To: Wharf Rat who wrote (61599)12/4/2014 11:27:40 AM
From: Brumar89  Read Replies (1) | Respond to of 86355
 
Sailing ships have come back? I think Greens should ban imports or exports from west coast ports on ships powered by anything other than sail power.



To: Wharf Rat who wrote (61599)12/4/2014 2:03:27 PM
From: Maurice Winn  Read Replies (1) | Respond to of 86355
 
Exxon found similar when Bush the elder did the same after the Valdez. Corporations loot, and governments punish them when they break laws. After all, corporations are people. Maybe BP shouldn't have leased seafloor from Obama, if they weren't willing to comply with our laws.

That's right. That's what I warned them in 1986 after they bought Sohio and became liable for stupendously vast damages awarded by judges and juries. I thought the Exxon Valdez accident would be a good warning to BP of the scale of damages likely if they made a mistake. Apparently it wasn't enough warning.

BP spent heaps on HSE [health safety environment]. It was top priority. There were jamborees, but not in nice places like Cancun. Ours were in London and Rouen. I refused to fly from New Zealand to London for a week of jamboree as it would take days to get there and back, would cost a fortune and take me away from things I had to do in my job. Alan Revel, the managing director, told me I should have gone as it was important to be seen to do the right thing. I was able to get the proceedings in book form [they were bound and published in a series of books] and wasn't presenting anything so nobody would notice I wasn't there. See, I was an environmentalist back then. Keeping CO2 production down and saving the world's resources.

I did drive to Rouen from Antwerp where I was based. I battled down the motorway in our little yellow Lada to get there. Also to Brussels for a meeting with the EU Environmental wallahs. Amusingly they nearly all smoked [unlike me] and wore glasses [unlike me]. They did not seem very environmentally sensitive, but they had cushy jobs. They wanted us to agree to a single European diesel specification. I explained why that was a bad idea. For a start, it would be environmentally bad. But it would also be economically stupid. It would also be bad for engines.

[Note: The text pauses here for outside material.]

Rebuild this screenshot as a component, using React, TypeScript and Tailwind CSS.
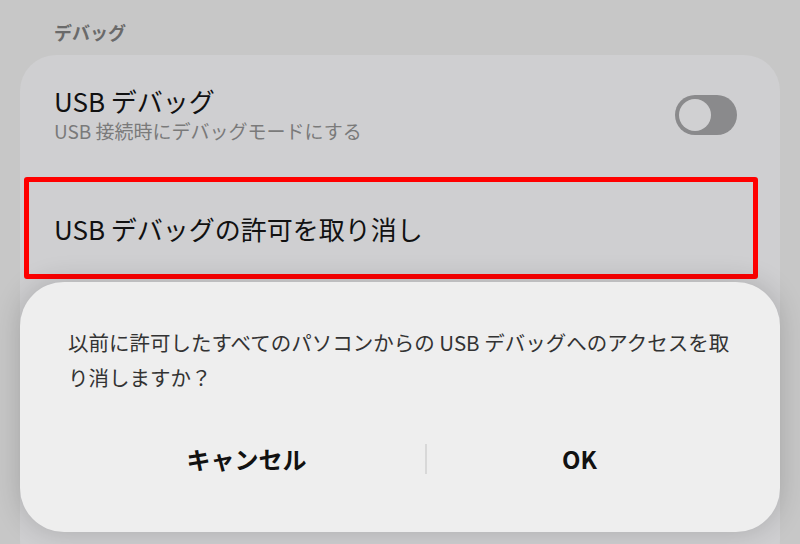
import React from 'react';

const jp = { fontFamily: '"Noto Sans CJK JP", "Noto Sans", sans-serif' };

function Toggle() {
  return (
    <div className="relative w-[62px] h-[40px] rounded-full bg-[#8a8a8c] shrink-0">
      <div className="absolute left-[4px] top-[4px] w-[32px] h-[32px] rounded-full bg-[#d0d0d2]" />
    </div>
  );
}

export default function App() {
  return (
    <div style={jp} className="relative w-[800px] h-[544px] overflow-hidden bg-[#c7c7c7]">
      {/* section header */}
      <div className="pl-[54px] pt-[20px] h-[55px]">
        <p className="text-[18px] leading-[24px] font-bold text-[#6a6a6a]">デバッグ</p>
      </div>

      {/* settings card */}
      <div className="mx-[20px] h-[520px] rounded-[36px] bg-[#cfcfd1]">
        <div className="flex justify-between pl-[34px] pr-[43px] pt-[30px] h-[122px]">
          <div className="flex flex-col">
            <p className="text-[26px] leading-[32px] text-[#111111]">USB デバッグ</p>
            <p className="text-[19px] leading-[24px] text-[#7a7a7a] mt-[2px]">USB 接続時にデバッグモードにする</p>
          </div>
          <div className="mt-[10px]">
            <Toggle />
          </div>
        </div>

        <div className="ml-[4px] w-[734px] h-[102px] flex items-center pl-[25px] pt-[2px] border-[5px] border-[#ff0000] rounded-[3px]">
          <p className="text-[26px] leading-[32px] text-[#111111]">USB デバッグの許可を取り消し</p>
        </div>
      </div>

      {/* confirm dialog */}
      <div className="absolute left-[20px] top-[282px] w-[760px] h-[250px] rounded-[44px] bg-[#eeeeee] shadow-[0_0_28px_rgba(0,0,0,0.18)] px-[48px] pt-[43px]">
        <p className="text-[20.5px] leading-[35px] text-[#333333]">
          以前に許可したすべてのパソコンからの USB デバッグへのアクセスを取<br />り消しますか？
        </p>
        <div className="flex items-center mt-[40px] h-[48px]">
          <button className="w-[358px] text-[24px] font-bold text-[#111111]">キャンセル</button>
          <div className="w-[2px] h-[30px] bg-[#d8d8d8]" />
          <button className="w-[306px] text-[24px] font-bold text-[#111111]">OK</button>
        </div>
      </div>
    </div>
  );
}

I quite like the USA liability laws as it induces good behaviour and provides compensation where there's bad. In NZ, we have Accident Compensation Corporation which gives minimal compensation in the event of injury.

There never was a class action suit over lead in gasoline, but there should have been. Spreading poison over the public and damaging their brains was an unreasonable thing to be doing. There was research by the early 1980s which showed the damage being done, which was about quarter of an IQ point which seems not much, but if you calculate earnings versus IQ, you'll see that the damage was large and far higher than any value from having the lead. In fact, the lead was actually harmful to the vehicles, not just people, as it clogged up the engine and oil, caused knock increase as it coated the piston heads and harmed exhaust pipes. You are geriatric enough to perhaps remember 'grey paint' around the valve area, and elsewhere.